In October 2016, Ljubljana District Court dismissed a request for an inquiry, filed by the pilot’s widow Emilija Mrlak, into two unknown shooters and former Slovenian army officer Anton Krkovic, who issued the order to fire on the helicopter. Emilija Mrlak is convinced that Krkovic should not have issued the order.
Ahead of the hearing in 2016, Krkovic told media that he did not know who was piloting the helicopter.
“We did not shoot at Mrlak, but at a JNA helicopter,” Krkovic stressed, adding that he did not know that Mrlak wanted to defect to the Slovenian side.
“This is a story that was invented afterwards,” he insisted.
Jansa supported Krkovic, who was also his co-defendant in a corrupt arms sale case, the so-called ‘Patria affair’, saying that Krkovic was persecuted for doing his duty.
“According to that logic, they could persecute around 50,000 people who responded to the call to defend the homeland,” Jansa said in 2016.
“For several years now, this nonsense has been appearing in connection with the shooting down of this helicopter.
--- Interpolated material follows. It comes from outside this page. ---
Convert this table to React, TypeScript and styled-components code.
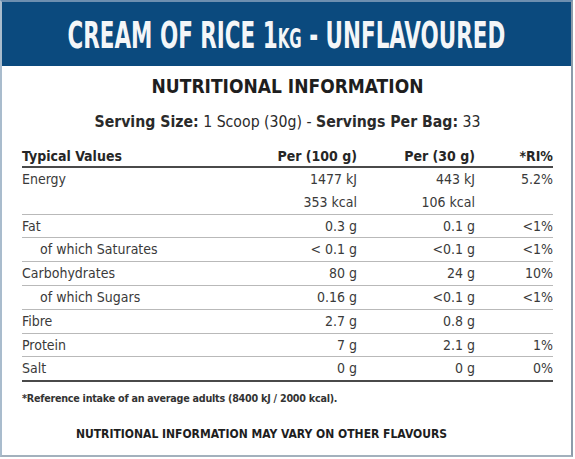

As minister of defence, I… never heard that Mr Mrlak intended to defect. I only heard about it in 1992, but I didn’t see any evidence of that,” he claimed.
However, in June 1992, a year after the Ten-Day War, when asked about the downing of the helicopter, Jansa told the Slovenian public broadcaster: “It was a psychological turning point, especially in the sense that the Territorial Defence and police realised that the enemy was not invulnerable in the air. We did not have helicopters, tanks, and cannons of larger calibres, only a few missiles.”
Jansa added that “unfortunately there was a Slovene in the helicopter, with whom we had contact before”.
Slovenian right-wing politicians have claimed that the legal case against Krkovic was an attempt to tarnish the war for independence.
Potocnjak said that such criticism has dogged the family since Mrlak’s death, and had even affected his children.
She said that her sister, Mrlak’s widow, decided not to go any further with the case because of the pressure on her.
“My sister said, if there was a mistake [by the military leadership], and if they would at least apologise, she would forgive them, we can say,” Potocnjak said.
“However, it wasn’t a mistake – they wanted that propaganda, they wanted a big explosion… they wanted blood.”